Plan zakłada utworzenie agencji, która we współpracy z platformami społecznościowymi miałaby usuwać treści uznane za „fałszywe informacje” lub „propagandę”. „To propozycja zmierzająca w stronę cenzury, choć ubierana w demokratyczny język” – komentuje Tomasz Wróblewski, prezes Warsaw Enterprise Institute.

W projekcie pojawiają się zapisy, które zrównują „mowę nienawiści” z terroryzmem i porwaniami. Tomasz Wróblewski ostrzega przed konsekwencjami takich regulacji: „Jeśli za wpis uznany za mowę nienawiści w jednym kraju UE ktoś zostanie oskarżony, to będzie ścigany we wszystkich państwach członkowskich. To ogromne narzędzie kontroli”.

Bruksela chce, by platformy takie jak Google, X (Twitter) czy Facebook same zgłaszały treści uznane za problematyczne. Tym samym stawia się je w roli cenzorów działających pod dyktando urzędników. „To absurd, bo jedyny sposób na obronę wolności słowa to otwarcie drzwi na różne opinie i argumenty” – mówi Wróblewski.

Krytycy wskazują, że historia wielokrotnie udowodniła, iż cenzura nie służy prawdzie. „Podczas pandemii COVID-19 tezy o wycieku wirusa z laboratorium w Wuhan były uznawane za dezinformację. Dziś to oficjalne stanowisko Kongresu USA” – przypomina Wróblewski.

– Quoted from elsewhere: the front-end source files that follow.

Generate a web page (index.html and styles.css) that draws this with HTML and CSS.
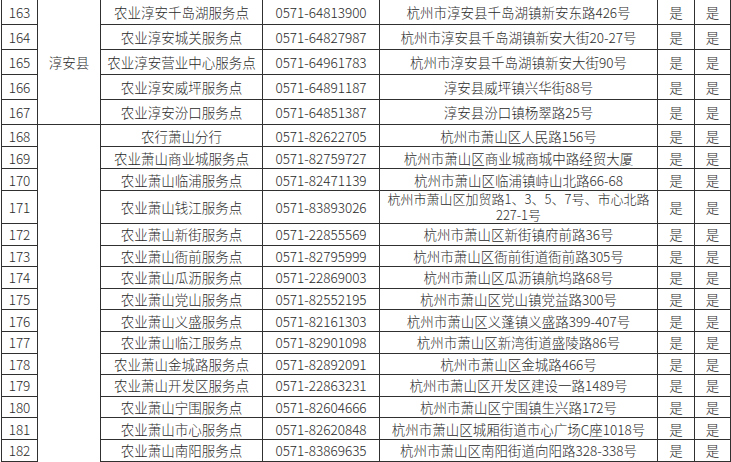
FILE: index.html
```html
<!DOCTYPE html>
<html lang="zh-CN">
<head>
<meta charset="utf-8">
<title>网点列表</title>
<link rel="stylesheet" href="styles.css">
</head>
<body>
<table class="grid">
  <colgroup>
    <col class="c-no"><col class="c-county"><col class="c-name"><col class="c-tel"><col class="c-addr"><col class="c-yes"><col class="c-yes2">
  </colgroup>
  <tbody>
    <tr class="r-tall first"><td>163</td><td rowspan="5">淳安县</td><td>农业淳安千岛湖服务点</td><td>0571-64813900</td><td>杭州市淳安县千岛湖镇新安东路426号</td><td>是</td><td>是</td></tr>
    <tr class="r-tall"><td>164</td><td>农业淳安城关服务点</td><td>0571-64827987</td><td>杭州市淳安县千岛湖镇新安大街20-27号</td><td>是</td><td>是</td></tr>
    <tr class="r-tall"><td>165</td><td>农业淳安营业中心服务点</td><td>0571-64961783</td><td>杭州市淳安县千岛湖镇新安大街90号</td><td>是</td><td>是</td></tr>
    <tr class="r-tall"><td>166</td><td>农业淳安威坪服务点</td><td>0571-64891187</td><td>淳安县威坪镇兴华街88号</td><td>是</td><td>是</td></tr>
    <tr class="r-tall"><td>167</td><td>农业淳安汾口服务点</td><td>0571-64851387</td><td>淳安县汾口镇杨翠路25号</td><td>是</td><td>是</td></tr>
    <tr class="r-mid"><td>168</td><td rowspan="15" class="open"></td><td>农行萧山分行</td><td>0571-82622705</td><td>杭州市萧山区人民路156号</td><td>是</td><td>是</td></tr>
    <tr class="r-mid"><td>169</td><td>农业萧山商业城服务点</td><td>0571-82759727</td><td>杭州市萧山区商业城商城中路经贸大厦</td><td>是</td><td>是</td></tr>
    <tr class="r-mid"><td>170</td><td>农业萧山临浦服务点</td><td>0571-82471139</td><td>杭州市萧山区临浦镇峙山北路66-68</td><td>是</td><td>是</td></tr>
    <tr class="r-double"><td>171</td><td>农业萧山钱江服务点</td><td>0571-83893026</td><td class="wrap">杭州市萧山区加贸路1、3、5、7号、市心北路<br>227-1号</td><td>是</td><td>是</td></tr>
    <tr class="r-low"><td>172</td><td>农业萧山新街服务点</td><td>0571-22855569</td><td>杭州市萧山区新街镇府前路36号</td><td>是</td><td>是</td></tr>
    <tr class="r-low"><td>173</td><td>农业萧山衙前服务点</td><td>0571-82795999</td><td>杭州市萧山区衙前街道衙前路305号</td><td>是</td><td>是</td></tr>
    <tr class="r-low"><td>174</td><td>农业萧山瓜沥服务点</td><td>0571-22869003</td><td>杭州市萧山区瓜沥镇航坞路68号</td><td>是</td><td>是</td></tr>
    <tr class="r-low"><td>175</td><td>农业萧山党山服务点</td><td>0571-82552195</td><td>杭州市萧山区党山镇党益路300号</td><td>是</td><td>是</td></tr>
    <tr class="r-low"><td>176</td><td>农业萧山义盛服务点</td><td>0571-82161303</td><td>杭州市萧山区义蓬镇义盛路399-407号</td><td>是</td><td>是</td></tr>
    <tr class="r-low"><td>177</td><td>农业萧山临江服务点</td><td>0571-82901098</td><td>杭州市萧山区新湾街道盛陵路86号</td><td>是</td><td>是</td></tr>
    <tr class="r-low"><td>178</td><td>农业萧山金城路服务点</td><td>0571-82892091</td><td>杭州市萧山区金城路466号</td><td>是</td><td>是</td></tr>
    <tr class="r-low"><td>179</td><td>农业萧山开发区服务点</td><td>0571-22863231</td><td>杭州市萧山区开发区建设一路1489号</td><td>是</td><td>是</td></tr>
    <tr class="r-low"><td>180</td><td>农业萧山宁围服务点</td><td>0571-82604666</td><td>杭州市萧山区宁围镇生兴路172号</td><td>是</td><td>是</td></tr>
    <tr class="r-low"><td>181</td><td>农业萧山市心服务点</td><td>0571-82620848</td><td>杭州市萧山区城厢街道市心广场C座1018号</td><td>是</td><td>是</td></tr>
    <tr class="r-low"><td>182</td><td>农业萧山南阳服务点</td><td>0571-83869635</td><td>杭州市萧山区南阳街道向阳路328-338号</td><td>是</td><td>是</td></tr>
  </tbody>
</table>
</body>
</html>
```

FILE: styles.css
```css
html, body {
  margin: 0;
  padding: 0;
  background: #ffffff;
  overflow: hidden;
}

body {
  width: 731px;
  height: 462px;
  padding-left: 1px;
  box-sizing: border-box;
}

.grid {
  border-collapse: collapse;
  table-layout: fixed;
  width: 729px;
  font-family: "Noto Sans CJK SC", "Liberation Sans", sans-serif;
  font-size: 13.5px;
  font-weight: 300;
  color: #2a2a2a;
  line-height: 16px;
}

.c-no { width: 36px; }
.c-county { width: 63px; }
.c-name { width: 162px; }
.c-tel { width: 117px; }
.c-addr { width: 278px; }
.c-yes { width: 37px; }
.c-yes2 { width: 36px; }

.grid td {
  border: 1px solid #303030;
  padding: 0;
  text-align: center;
  vertical-align: middle;
  white-space: nowrap;
  overflow: hidden;
}

.grid tr.first td {
  border-top: none;
}

.grid td.open {
  border-bottom: none;
}

.r-tall td { height: 24px; }
.r-mid td { height: 21px; }
.r-double td { height: 31px; }
.r-low td { height: 20.6px; }

.grid td.wrap {
  font-size: 13px;
  line-height: 16px;
}
```
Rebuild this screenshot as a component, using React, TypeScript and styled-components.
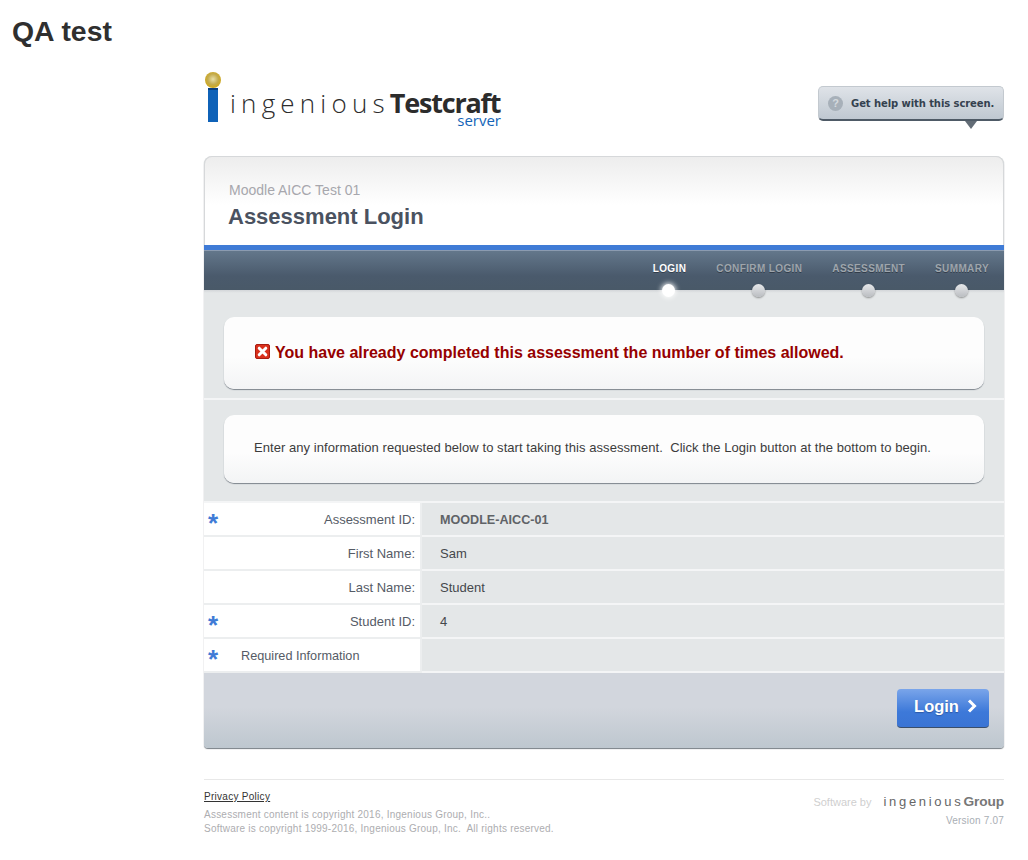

Dla Komisji Europejskiej kontrola nad treściami w internecie ma być sposobem na walkę z dezinformacją. Jednak, jak zauważa Wróblewski, „ludzkość nie zna lepszego narzędzia do walki z fałszem niż wolność słowa”.

Komisja twierdzi, że nowe regulacje mają chronić demokrację. Jednak wielu komentatorów widzi w nich zagrożenie dla podstawowych wolności obywatelskich. „Mówienie, że wolność słowa wymaga nadzoru i kontroli, to oczywisty absurd” – zauważa Wróblewski.

Dodatkowo krytycy wskazują, że propozycja „Tarczy Demokracji” może być narzędziem utrzymania władzy przez niedemokratyczne struktury. „To próba stworzenia narzędzi, które będą działały centralnie z Brukseli, a ich wpływ na narodowe systemy będzie ogromny” – ocenia ekspert.

„Jedyną skuteczną metodą obrony wolności słowa jest umożliwienie różnorodności opinii, a nie ich tłumienie” – przypomina Wróblewski. Projekt „Europejskiej Tarczy Demokracji” stoi w sprzeczności z tym podejściem, wzmacniając mechanizmy kontroli, które mogą ograniczać debatę publiczną.